====== SUPPLIED MATERIAL ======

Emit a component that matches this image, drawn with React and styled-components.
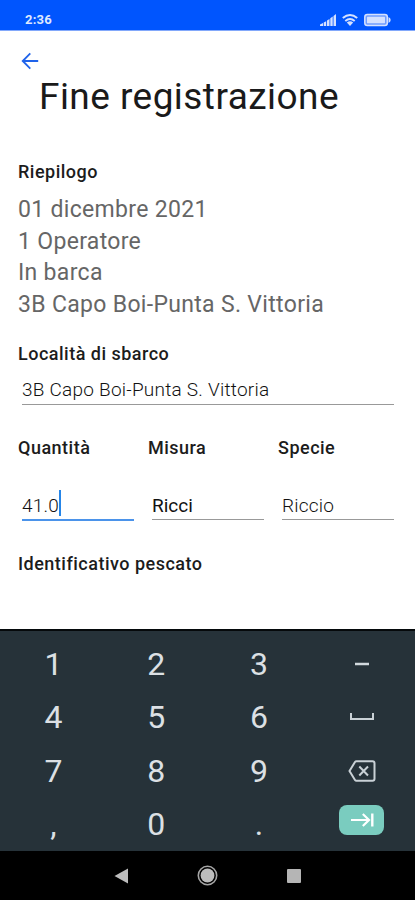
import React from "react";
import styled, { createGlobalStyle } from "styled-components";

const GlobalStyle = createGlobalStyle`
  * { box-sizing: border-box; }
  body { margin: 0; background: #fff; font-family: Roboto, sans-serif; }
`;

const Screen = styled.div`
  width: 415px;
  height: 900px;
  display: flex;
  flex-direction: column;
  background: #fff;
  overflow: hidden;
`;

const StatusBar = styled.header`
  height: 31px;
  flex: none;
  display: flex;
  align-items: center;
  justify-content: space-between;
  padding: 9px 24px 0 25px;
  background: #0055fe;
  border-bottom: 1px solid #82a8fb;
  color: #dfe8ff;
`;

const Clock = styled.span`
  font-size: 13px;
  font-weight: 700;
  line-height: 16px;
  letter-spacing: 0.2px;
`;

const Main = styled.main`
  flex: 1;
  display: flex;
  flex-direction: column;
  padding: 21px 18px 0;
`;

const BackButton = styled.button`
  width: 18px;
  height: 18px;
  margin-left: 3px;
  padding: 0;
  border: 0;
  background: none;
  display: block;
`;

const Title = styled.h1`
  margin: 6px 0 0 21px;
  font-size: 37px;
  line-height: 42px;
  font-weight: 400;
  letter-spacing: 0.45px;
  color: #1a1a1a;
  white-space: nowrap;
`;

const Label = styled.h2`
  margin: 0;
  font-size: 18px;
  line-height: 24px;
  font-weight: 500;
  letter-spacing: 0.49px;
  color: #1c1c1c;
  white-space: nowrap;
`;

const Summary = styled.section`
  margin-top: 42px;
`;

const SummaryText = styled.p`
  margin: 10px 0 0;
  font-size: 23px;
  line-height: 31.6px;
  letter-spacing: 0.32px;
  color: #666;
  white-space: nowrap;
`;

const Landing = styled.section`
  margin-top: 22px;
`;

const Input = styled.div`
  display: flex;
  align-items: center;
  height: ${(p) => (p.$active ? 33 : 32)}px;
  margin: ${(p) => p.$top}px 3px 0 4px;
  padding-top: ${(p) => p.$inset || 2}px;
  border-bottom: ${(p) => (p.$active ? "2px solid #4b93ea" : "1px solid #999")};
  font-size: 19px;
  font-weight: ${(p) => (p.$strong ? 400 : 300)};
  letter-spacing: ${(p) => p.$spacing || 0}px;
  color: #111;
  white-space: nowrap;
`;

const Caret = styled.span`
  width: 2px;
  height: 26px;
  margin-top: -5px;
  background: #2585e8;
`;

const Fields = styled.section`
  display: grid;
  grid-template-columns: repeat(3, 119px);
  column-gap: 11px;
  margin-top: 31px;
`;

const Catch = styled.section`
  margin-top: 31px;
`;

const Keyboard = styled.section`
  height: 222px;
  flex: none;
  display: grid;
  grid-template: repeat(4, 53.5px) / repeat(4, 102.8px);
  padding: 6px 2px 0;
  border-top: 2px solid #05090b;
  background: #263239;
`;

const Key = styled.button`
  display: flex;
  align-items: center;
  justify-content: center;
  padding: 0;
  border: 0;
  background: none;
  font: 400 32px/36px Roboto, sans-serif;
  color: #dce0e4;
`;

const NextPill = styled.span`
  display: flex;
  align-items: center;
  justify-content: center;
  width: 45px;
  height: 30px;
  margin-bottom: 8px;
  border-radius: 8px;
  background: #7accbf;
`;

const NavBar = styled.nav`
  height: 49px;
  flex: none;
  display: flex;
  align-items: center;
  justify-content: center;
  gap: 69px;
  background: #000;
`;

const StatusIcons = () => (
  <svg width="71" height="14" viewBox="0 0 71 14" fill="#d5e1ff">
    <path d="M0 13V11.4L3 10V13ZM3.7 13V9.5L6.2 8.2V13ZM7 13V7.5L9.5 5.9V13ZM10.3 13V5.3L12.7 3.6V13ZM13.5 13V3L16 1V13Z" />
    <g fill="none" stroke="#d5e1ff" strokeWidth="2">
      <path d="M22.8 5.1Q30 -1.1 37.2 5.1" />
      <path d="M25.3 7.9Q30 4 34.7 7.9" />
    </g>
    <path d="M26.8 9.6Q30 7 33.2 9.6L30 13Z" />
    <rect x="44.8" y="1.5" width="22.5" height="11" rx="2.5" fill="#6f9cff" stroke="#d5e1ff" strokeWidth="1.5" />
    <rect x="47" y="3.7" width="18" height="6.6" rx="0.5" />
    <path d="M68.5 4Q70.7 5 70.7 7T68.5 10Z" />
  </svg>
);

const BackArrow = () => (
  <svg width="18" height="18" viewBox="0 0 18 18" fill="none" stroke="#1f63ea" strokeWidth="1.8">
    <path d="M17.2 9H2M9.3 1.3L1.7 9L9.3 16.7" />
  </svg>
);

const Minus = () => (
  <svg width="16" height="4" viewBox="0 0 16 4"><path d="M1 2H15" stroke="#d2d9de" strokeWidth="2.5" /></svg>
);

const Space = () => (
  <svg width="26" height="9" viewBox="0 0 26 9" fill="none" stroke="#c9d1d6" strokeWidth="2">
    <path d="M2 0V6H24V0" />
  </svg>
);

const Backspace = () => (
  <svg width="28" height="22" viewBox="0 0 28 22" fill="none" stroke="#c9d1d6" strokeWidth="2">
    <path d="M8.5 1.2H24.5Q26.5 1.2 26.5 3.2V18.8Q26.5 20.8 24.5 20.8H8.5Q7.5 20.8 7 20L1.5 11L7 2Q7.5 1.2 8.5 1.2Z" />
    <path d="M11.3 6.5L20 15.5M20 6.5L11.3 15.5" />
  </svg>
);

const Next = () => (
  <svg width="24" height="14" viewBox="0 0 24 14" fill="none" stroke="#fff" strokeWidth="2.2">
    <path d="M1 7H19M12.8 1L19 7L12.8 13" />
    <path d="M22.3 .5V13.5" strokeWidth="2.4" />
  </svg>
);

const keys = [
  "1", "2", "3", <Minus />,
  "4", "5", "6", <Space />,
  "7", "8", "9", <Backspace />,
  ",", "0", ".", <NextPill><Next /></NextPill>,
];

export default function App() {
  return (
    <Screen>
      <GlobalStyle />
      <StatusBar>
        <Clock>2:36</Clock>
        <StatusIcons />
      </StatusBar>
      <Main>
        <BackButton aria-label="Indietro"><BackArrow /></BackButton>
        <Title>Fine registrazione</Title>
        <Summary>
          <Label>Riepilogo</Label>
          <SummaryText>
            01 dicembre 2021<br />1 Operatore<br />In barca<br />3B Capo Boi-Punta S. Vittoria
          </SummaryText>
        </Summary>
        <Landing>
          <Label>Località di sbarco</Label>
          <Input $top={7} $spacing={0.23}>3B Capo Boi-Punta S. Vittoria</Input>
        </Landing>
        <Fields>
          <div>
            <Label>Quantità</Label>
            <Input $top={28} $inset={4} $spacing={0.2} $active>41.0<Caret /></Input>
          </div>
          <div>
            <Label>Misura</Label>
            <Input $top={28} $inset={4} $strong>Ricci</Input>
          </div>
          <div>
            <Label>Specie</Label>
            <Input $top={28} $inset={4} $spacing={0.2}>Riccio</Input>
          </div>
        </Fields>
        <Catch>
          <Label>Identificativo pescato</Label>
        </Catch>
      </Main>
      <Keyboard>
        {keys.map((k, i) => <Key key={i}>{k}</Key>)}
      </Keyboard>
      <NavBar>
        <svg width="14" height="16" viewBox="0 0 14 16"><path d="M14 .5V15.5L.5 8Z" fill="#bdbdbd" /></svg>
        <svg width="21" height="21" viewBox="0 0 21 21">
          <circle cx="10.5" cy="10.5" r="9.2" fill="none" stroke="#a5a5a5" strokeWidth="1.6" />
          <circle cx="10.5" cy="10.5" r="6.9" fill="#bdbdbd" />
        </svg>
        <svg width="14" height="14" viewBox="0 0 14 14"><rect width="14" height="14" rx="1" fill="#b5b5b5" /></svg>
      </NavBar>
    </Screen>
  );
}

======

GIVEN TASK:
Write out every line above exactly as it is, leaving out the pictures.

TASK RESULT:
Emit a component that matches this image, drawn with React and styled-components.
import React from "react";
import styled, { createGlobalStyle } from "styled-components";

const GlobalStyle = createGlobalStyle`
  * { box-sizing: border-box; }
  body { margin: 0; background: #fff; font-family: Roboto, sans-serif; }
`;

const Screen = styled.div`
  width: 415px;
  height: 900px;
  display: flex;
  flex-direction: column;
  background: #fff;
  overflow: hidden;
`;

const StatusBar = styled.header`
  height: 31px;
  flex: none;
  display: flex;
  align-items: center;
  justify-content: space-between;
  padding: 9px 24px 0 25px;
  background: #0055fe;
  border-bottom: 1px solid #82a8fb;
  color: #dfe8ff;
`;

const Clock = styled.span`
  font-size: 13px;
  font-weight: 700;
  line-height: 16px;
  letter-spacing: 0.2px;
`;

const Main = styled.main`
  flex: 1;
  display: flex;
  flex-direction: column;
  padding: 21px 18px 0;
`;

const BackButton = styled.button`
  width: 18px;
  height: 18px;
  margin-left: 3px;
  padding: 0;
  border: 0;
  background: none;
  display: block;
`;

const Title = styled.h1`
  margin: 6px 0 0 21px;
  font-size: 37px;
  line-height: 42px;
  font-weight: 400;
  letter-spacing: 0.45px;
  color: #1a1a1a;
  white-space: nowrap;
`;

const Label = styled.h2`
  margin: 0;
  font-size: 18px;
  line-height: 24px;
  font-weight: 500;
  letter-spacing: 0.49px;
  color: #1c1c1c;
  white-space: nowrap;
`;

const Summary = styled.section`
  margin-top: 42px;
`;

const SummaryText = styled.p`
  margin: 10px 0 0;
  font-size: 23px;
  line-height: 31.6px;
  letter-spacing: 0.32px;
  color: #666;
  white-space: nowrap;
`;

const Landing = styled.section`
  margin-top: 22px;
`;

const Input = styled.div`
  display: flex;
  align-items: center;
  height: ${(p) => (p.$active ? 33 : 32)}px;
  margin: ${(p) => p.$top}px 3px 0 4px;
  padding-top: ${(p) => p.$inset || 2}px;
  border-bottom: ${(p) => (p.$active ? "2px solid #4b93ea" : "1px solid #999")};
  font-size: 19px;
  font-weight: ${(p) => (p.$strong ? 400 : 300)};
  letter-spacing: ${(p) => p.$spacing || 0}px;
  color: #111;
  white-space: nowrap;
`;

const Caret = styled.span`
  width: 2px;
  height: 26px;
  margin-top: -5px;
  background: #2585e8;
`;

const Fields = styled.section`
  display: grid;
  grid-template-columns: repeat(3, 119px);
  column-gap: 11px;
  margin-top: 31px;
`;

const Catch = styled.section`
  margin-top: 31px;
`;

const Keyboard = styled.section`
  height: 222px;
  flex: none;
  display: grid;
  grid-template: repeat(4, 53.5px) / repeat(4, 102.8px);
  padding: 6px 2px 0;
  border-top: 2px solid #05090b;
  background: #263239;
`;

const Key = styled.button`
  display: flex;
  align-items: center;
  justify-content: center;
  padding: 0;
  border: 0;
  background: none;
  font: 400 32px/36px Roboto, sans-serif;
  color: #dce0e4;
`;

const NextPill = styled.span`
  display: flex;
  align-items: center;
  justify-content: center;
  width: 45px;
  height: 30px;
  margin-bottom: 8px;
  border-radius: 8px;
  background: #7accbf;
`;

const NavBar = styled.nav`
  height: 49px;
  flex: none;
  display: flex;
  align-items: center;
  justify-content: center;
  gap: 69px;
  background: #000;
`;

const StatusIcons = () => (
  <svg width="71" height="14" viewBox="0 0 71 14" fill="#d5e1ff">
    <path d="M0 13V11.4L3 10V13ZM3.7 13V9.5L6.2 8.2V13ZM7 13V7.5L9.5 5.9V13ZM10.3 13V5.3L12.7 3.6V13ZM13.5 13V3L16 1V13Z" />
    <g fill="none" stroke="#d5e1ff" strokeWidth="2">
      <path d="M22.8 5.1Q30 -1.1 37.2 5.1" />
      <path d="M25.3 7.9Q30 4 34.7 7.9" />
    </g>
    <path d="M26.8 9.6Q30 7 33.2 9.6L30 13Z" />
    <rect x="44.8" y="1.5" width="22.5" height="11" rx="2.5" fill="#6f9cff" stroke="#d5e1ff" strokeWidth="1.5" />
    <rect x="47" y="3.7" width="18" height="6.6" rx="0.5" />
    <path d="M68.5 4Q70.7 5 70.7 7T68.5 10Z" />
  </svg>
);

const BackArrow = () => (
  <svg width="18" height="18" viewBox="0 0 18 18" fill="none" stroke="#1f63ea" strokeWidth="1.8">
    <path d="M17.2 9H2M9.3 1.3L1.7 9L9.3 16.7" />
  </svg>
);

const Minus = () => (
  <svg width="16" height="4" viewBox="0 0 16 4"><path d="M1 2H15" stroke="#d2d9de" strokeWidth="2.5" /></svg>
);

const Space = () => (
  <svg width="26" height="9" viewBox="0 0 26 9" fill="none" stroke="#c9d1d6" strokeWidth="2">
    <path d="M2 0V6H24V0" />
  </svg>
);

const Backspace = () => (
  <svg width="28" height="22" viewBox="0 0 28 22" fill="none" stroke="#c9d1d6" strokeWidth="2">
    <path d="M8.5 1.2H24.5Q26.5 1.2 26.5 3.2V18.8Q26.5 20.8 24.5 20.8H8.5Q7.5 20.8 7 20L1.5 11L7 2Q7.5 1.2 8.5 1.2Z" />
    <path d="M11.3 6.5L20 15.5M20 6.5L11.3 15.5" />
  </svg>
);

const Next = () => (
  <svg width="24" height="14" viewBox="0 0 24 14" fill="none" stroke="#fff" strokeWidth="2.2">
    <path d="M1 7H19M12.8 1L19 7L12.8 13" />
    <path d="M22.3 .5V13.5" strokeWidth="2.4" />
  </svg>
);

const keys = [
  "1", "2", "3", <Minus />,
  "4", "5", "6", <Space />,
  "7", "8", "9", <Backspace />,
  ",", "0", ".", <NextPill><Next /></NextPill>,
];

export default function App() {
  return (
    <Screen>
      <GlobalStyle />
      <StatusBar>
        <Clock>2:36</Clock>
        <StatusIcons />
      </StatusBar>
      <Main>
        <BackButton aria-label="Indietro"><BackArrow /></BackButton>
        <Title>Fine registrazione</Title>
        <Summary>
          <Label>Riepilogo</Label>
          <SummaryText>
            01 dicembre 2021<br />1 Operatore<br />In barca<br />3B Capo Boi-Punta S. Vittoria
          </SummaryText>
        </Summary>
        <Landing>
          <Label>Località di sbarco</Label>
          <Input $top={7} $spacing={0.23}>3B Capo Boi-Punta S. Vittoria</Input>
        </Landing>
        <Fields>
          <div>
            <Label>Quantità</Label>
            <Input $top={28} $inset={4} $spacing={0.2} $active>41.0<Caret /></Input>
          </div>
          <div>
            <Label>Misura</Label>
            <Input $top={28} $inset={4} $strong>Ricci</Input>
          </div>
          <div>
            <Label>Specie</Label>
            <Input $top={28} $inset={4} $spacing={0.2}>Riccio</Input>
          </div>
        </Fields>
        <Catch>
          <Label>Identificativo pescato</Label>
        </Catch>
      </Main>
      <Keyboard>
        {keys.map((k, i) => <Key key={i}>{k}</Key>)}
      </Keyboard>
      <NavBar>
        <svg width="14" height="16" viewBox="0 0 14 16"><path d="M14 .5V15.5L.5 8Z" fill="#bdbdbd" /></svg>
        <svg width="21" height="21" viewBox="0 0 21 21">
          <circle cx="10.5" cy="10.5" r="9.2" fill="none" stroke="#a5a5a5" strokeWidth="1.6" />
          <circle cx="10.5" cy="10.5" r="6.9" fill="#bdbdbd" />
        </svg>
        <svg width="14" height="14" viewBox="0 0 14 14"><rect width="14" height="14" rx="1" fill="#b5b5b5" /></svg>
      </NavBar>
    </Screen>
  );
}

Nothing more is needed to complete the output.